▶ Exercise requirements: Copy each line of the data below exactly, leaving out pictures.

▶ Recorded data:
========================================================================

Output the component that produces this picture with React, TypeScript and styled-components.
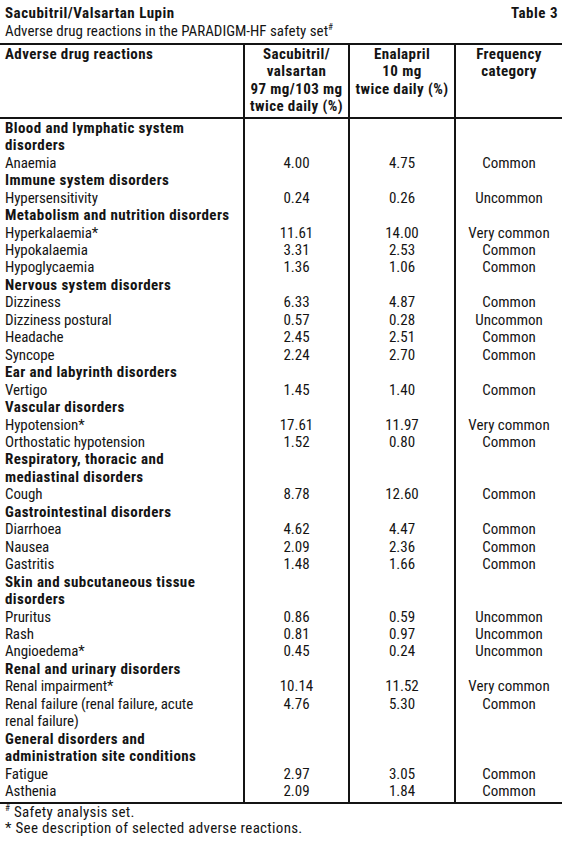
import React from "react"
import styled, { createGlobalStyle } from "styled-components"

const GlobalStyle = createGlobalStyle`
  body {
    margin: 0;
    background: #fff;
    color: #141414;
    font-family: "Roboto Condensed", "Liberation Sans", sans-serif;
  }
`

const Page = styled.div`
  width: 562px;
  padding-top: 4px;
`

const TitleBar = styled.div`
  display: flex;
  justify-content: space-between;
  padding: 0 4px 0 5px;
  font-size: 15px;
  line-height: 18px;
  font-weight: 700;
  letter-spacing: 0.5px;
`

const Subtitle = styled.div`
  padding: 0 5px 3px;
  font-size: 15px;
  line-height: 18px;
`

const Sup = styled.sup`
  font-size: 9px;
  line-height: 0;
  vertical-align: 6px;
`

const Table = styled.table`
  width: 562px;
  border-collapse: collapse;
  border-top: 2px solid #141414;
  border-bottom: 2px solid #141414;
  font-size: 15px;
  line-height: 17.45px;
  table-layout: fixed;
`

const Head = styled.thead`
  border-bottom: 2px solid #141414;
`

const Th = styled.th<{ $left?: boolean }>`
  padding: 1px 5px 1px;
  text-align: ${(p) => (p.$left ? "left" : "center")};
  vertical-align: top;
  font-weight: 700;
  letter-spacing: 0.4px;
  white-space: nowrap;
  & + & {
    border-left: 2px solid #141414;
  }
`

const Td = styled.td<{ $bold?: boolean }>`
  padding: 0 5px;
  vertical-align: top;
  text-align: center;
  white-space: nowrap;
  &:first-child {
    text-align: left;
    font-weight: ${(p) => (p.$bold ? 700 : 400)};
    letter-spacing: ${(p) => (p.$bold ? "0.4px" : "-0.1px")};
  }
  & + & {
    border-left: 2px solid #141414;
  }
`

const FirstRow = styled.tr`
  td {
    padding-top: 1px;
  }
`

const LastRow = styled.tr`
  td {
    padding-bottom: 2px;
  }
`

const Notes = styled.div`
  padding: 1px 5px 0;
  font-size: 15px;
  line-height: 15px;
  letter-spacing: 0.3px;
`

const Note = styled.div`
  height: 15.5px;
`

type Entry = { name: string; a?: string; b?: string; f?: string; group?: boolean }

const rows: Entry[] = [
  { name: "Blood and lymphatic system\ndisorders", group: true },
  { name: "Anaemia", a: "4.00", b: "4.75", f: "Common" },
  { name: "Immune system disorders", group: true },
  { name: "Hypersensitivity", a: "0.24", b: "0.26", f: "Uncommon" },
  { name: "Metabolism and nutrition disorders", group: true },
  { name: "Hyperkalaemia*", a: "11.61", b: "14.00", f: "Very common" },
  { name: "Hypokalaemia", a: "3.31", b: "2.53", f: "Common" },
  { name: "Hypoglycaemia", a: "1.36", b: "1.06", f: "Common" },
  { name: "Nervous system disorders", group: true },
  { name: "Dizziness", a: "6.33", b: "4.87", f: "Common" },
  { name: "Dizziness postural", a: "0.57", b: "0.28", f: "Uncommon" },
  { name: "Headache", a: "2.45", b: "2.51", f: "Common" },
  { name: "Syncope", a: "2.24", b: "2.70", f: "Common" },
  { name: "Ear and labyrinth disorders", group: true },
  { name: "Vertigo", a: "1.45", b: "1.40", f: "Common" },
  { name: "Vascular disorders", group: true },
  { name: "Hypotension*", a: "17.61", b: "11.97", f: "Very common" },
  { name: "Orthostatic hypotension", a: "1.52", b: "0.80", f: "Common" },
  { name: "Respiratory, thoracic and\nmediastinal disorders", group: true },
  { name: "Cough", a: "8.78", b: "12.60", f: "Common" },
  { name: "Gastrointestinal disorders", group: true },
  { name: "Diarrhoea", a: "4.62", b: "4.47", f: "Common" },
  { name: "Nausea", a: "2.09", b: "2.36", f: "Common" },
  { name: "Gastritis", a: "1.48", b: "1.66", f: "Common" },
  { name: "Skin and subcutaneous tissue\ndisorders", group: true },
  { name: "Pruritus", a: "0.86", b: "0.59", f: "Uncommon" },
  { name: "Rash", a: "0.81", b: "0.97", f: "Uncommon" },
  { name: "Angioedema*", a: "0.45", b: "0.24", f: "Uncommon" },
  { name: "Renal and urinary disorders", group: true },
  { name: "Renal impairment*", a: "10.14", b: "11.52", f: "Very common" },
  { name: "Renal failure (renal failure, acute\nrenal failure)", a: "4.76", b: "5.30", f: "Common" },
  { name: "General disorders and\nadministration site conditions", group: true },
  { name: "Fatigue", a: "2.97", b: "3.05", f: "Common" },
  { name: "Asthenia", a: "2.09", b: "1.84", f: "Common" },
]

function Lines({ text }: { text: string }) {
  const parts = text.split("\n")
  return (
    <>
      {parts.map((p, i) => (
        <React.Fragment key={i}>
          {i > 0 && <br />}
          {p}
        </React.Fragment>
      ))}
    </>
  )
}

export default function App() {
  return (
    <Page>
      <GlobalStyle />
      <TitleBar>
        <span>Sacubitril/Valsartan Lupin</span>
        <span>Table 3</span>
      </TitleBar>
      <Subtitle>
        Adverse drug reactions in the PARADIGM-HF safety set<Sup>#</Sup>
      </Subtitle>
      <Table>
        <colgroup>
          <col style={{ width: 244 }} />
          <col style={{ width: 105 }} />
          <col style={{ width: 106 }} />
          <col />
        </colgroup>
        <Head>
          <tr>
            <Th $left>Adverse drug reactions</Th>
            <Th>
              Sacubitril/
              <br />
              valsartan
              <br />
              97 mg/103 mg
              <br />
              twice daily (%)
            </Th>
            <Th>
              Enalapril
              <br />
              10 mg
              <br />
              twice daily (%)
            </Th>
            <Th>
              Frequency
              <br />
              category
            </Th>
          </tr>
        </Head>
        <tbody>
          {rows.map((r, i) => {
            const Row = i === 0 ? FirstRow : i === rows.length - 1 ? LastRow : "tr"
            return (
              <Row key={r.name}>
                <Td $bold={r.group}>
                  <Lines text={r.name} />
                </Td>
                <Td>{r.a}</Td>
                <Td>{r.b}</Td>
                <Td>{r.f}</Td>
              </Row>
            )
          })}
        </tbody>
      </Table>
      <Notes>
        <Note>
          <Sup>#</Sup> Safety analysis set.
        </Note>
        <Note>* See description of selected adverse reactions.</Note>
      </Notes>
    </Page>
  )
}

========================================================================

▶ Finished exercise:
Output the component that produces this picture with React, TypeScript and styled-components.
import React from "react"
import styled, { createGlobalStyle } from "styled-components"

const GlobalStyle = createGlobalStyle`
  body {
    margin: 0;
    background: #fff;
    color: #141414;
    font-family: "Roboto Condensed", "Liberation Sans", sans-serif;
  }
`

const Page = styled.div`
  width: 562px;
  padding-top: 4px;
`

const TitleBar = styled.div`
  display: flex;
  justify-content: space-between;
  padding: 0 4px 0 5px;
  font-size: 15px;
  line-height: 18px;
  font-weight: 700;
  letter-spacing: 0.5px;
`

const Subtitle = styled.div`
  padding: 0 5px 3px;
  font-size: 15px;
  line-height: 18px;
`

const Sup = styled.sup`
  font-size: 9px;
  line-height: 0;
  vertical-align: 6px;
`

const Table = styled.table`
  width: 562px;
  border-collapse: collapse;
  border-top: 2px solid #141414;
  border-bottom: 2px solid #141414;
  font-size: 15px;
  line-height: 17.45px;
  table-layout: fixed;
`

const Head = styled.thead`
  border-bottom: 2px solid #141414;
`

const Th = styled.th<{ $left?: boolean }>`
  padding: 1px 5px 1px;
  text-align: ${(p) => (p.$left ? "left" : "center")};
  vertical-align: top;
  font-weight: 700;
  letter-spacing: 0.4px;
  white-space: nowrap;
  & + & {
    border-left: 2px solid #141414;
  }
`

const Td = styled.td<{ $bold?: boolean }>`
  padding: 0 5px;
  vertical-align: top;
  text-align: center;
  white-space: nowrap;
  &:first-child {
    text-align: left;
    font-weight: ${(p) => (p.$bold ? 700 : 400)};
    letter-spacing: ${(p) => (p.$bold ? "0.4px" : "-0.1px")};
  }
  & + & {
    border-left: 2px solid #141414;
  }
`

const FirstRow = styled.tr`
  td {
    padding-top: 1px;
  }
`

const LastRow = styled.tr`
  td {
    padding-bottom: 2px;
  }
`

const Notes = styled.div`
  padding: 1px 5px 0;
  font-size: 15px;
  line-height: 15px;
  letter-spacing: 0.3px;
`

const Note = styled.div`
  height: 15.5px;
`

type Entry = { name: string; a?: string; b?: string; f?: string; group?: boolean }

const rows: Entry[] = [
  { name: "Blood and lymphatic system\ndisorders", group: true },
  { name: "Anaemia", a: "4.00", b: "4.75", f: "Common" },
  { name: "Immune system disorders", group: true },
  { name: "Hypersensitivity", a: "0.24", b: "0.26", f: "Uncommon" },
  { name: "Metabolism and nutrition disorders", group: true },
  { name: "Hyperkalaemia*", a: "11.61", b: "14.00", f: "Very common" },
  { name: "Hypokalaemia", a: "3.31", b: "2.53", f: "Common" },
  { name: "Hypoglycaemia", a: "1.36", b: "1.06", f: "Common" },
  { name: "Nervous system disorders", group: true },
  { name: "Dizziness", a: "6.33", b: "4.87", f: "Common" },
  { name: "Dizziness postural", a: "0.57", b: "0.28", f: "Uncommon" },
  { name: "Headache", a: "2.45", b: "2.51", f: "Common" },
  { name: "Syncope", a: "2.24", b: "2.70", f: "Common" },
  { name: "Ear and labyrinth disorders", group: true },
  { name: "Vertigo", a: "1.45", b: "1.40", f: "Common" },
  { name: "Vascular disorders", group: true },
  { name: "Hypotension*", a: "17.61", b: "11.97", f: "Very common" },
  { name: "Orthostatic hypotension", a: "1.52", b: "0.80", f: "Common" },
  { name: "Respiratory, thoracic and\nmediastinal disorders", group: true },
  { name: "Cough", a: "8.78", b: "12.60", f: "Common" },
  { name: "Gastrointestinal disorders", group: true },
  { name: "Diarrhoea", a: "4.62", b: "4.47", f: "Common" },
  { name: "Nausea", a: "2.09", b: "2.36", f: "Common" },
  { name: "Gastritis", a: "1.48", b: "1.66", f: "Common" },
  { name: "Skin and subcutaneous tissue\ndisorders", group: true },
  { name: "Pruritus", a: "0.86", b: "0.59", f: "Uncommon" },
  { name: "Rash", a: "0.81", b: "0.97", f: "Uncommon" },
  { name: "Angioedema*", a: "0.45", b: "0.24", f: "Uncommon" },
  { name: "Renal and urinary disorders", group: true },
  { name: "Renal impairment*", a: "10.14", b: "11.52", f: "Very common" },
  { name: "Renal failure (renal failure, acute\nrenal failure)", a: "4.76", b: "5.30", f: "Common" },
  { name: "General disorders and\nadministration site conditions", group: true },
  { name: "Fatigue", a: "2.97", b: "3.05", f: "Common" },
  { name: "Asthenia", a: "2.09", b: "1.84", f: "Common" },
]

function Lines({ text }: { text: string }) {
  const parts = text.split("\n")
  return (
    <>
      {parts.map((p, i) => (
        <React.Fragment key={i}>
          {i > 0 && <br />}
          {p}
        </React.Fragment>
      ))}
    </>
  )
}

export default function App() {
  return (
    <Page>
      <GlobalStyle />
      <TitleBar>
        <span>Sacubitril/Valsartan Lupin</span>
        <span>Table 3</span>
      </TitleBar>
      <Subtitle>
        Adverse drug reactions in the PARADIGM-HF safety set<Sup>#</Sup>
      </Subtitle>
      <Table>
        <colgroup>
          <col style={{ width: 244 }} />
          <col style={{ width: 105 }} />
          <col style={{ width: 106 }} />
          <col />
        </colgroup>
        <Head>
          <tr>
            <Th $left>Adverse drug reactions</Th>
            <Th>
              Sacubitril/
              <br />
              valsartan
              <br />
              97 mg/103 mg
              <br />
              twice daily (%)
            </Th>
            <Th>
              Enalapril
              <br />
              10 mg
              <br />
              twice daily (%)
            </Th>
            <Th>
              Frequency
              <br />
              category
            </Th>
          </tr>
        </Head>
        <tbody>
          {rows.map((r, i) => {
            const Row = i === 0 ? FirstRow : i === rows.length - 1 ? LastRow : "tr"
            return (
              <Row key={r.name}>
                <Td $bold={r.group}>
                  <Lines text={r.name} />
                </Td>
                <Td>{r.a}</Td>
                <Td>{r.b}</Td>
                <Td>{r.f}</Td>
              </Row>
            )
          })}
        </tbody>
      </Table>
      <Notes>
        <Note>
          <Sup>#</Sup> Safety analysis set.
        </Note>
        <Note>* See description of selected adverse reactions.</Note>
      </Notes>
    </Page>
  )
}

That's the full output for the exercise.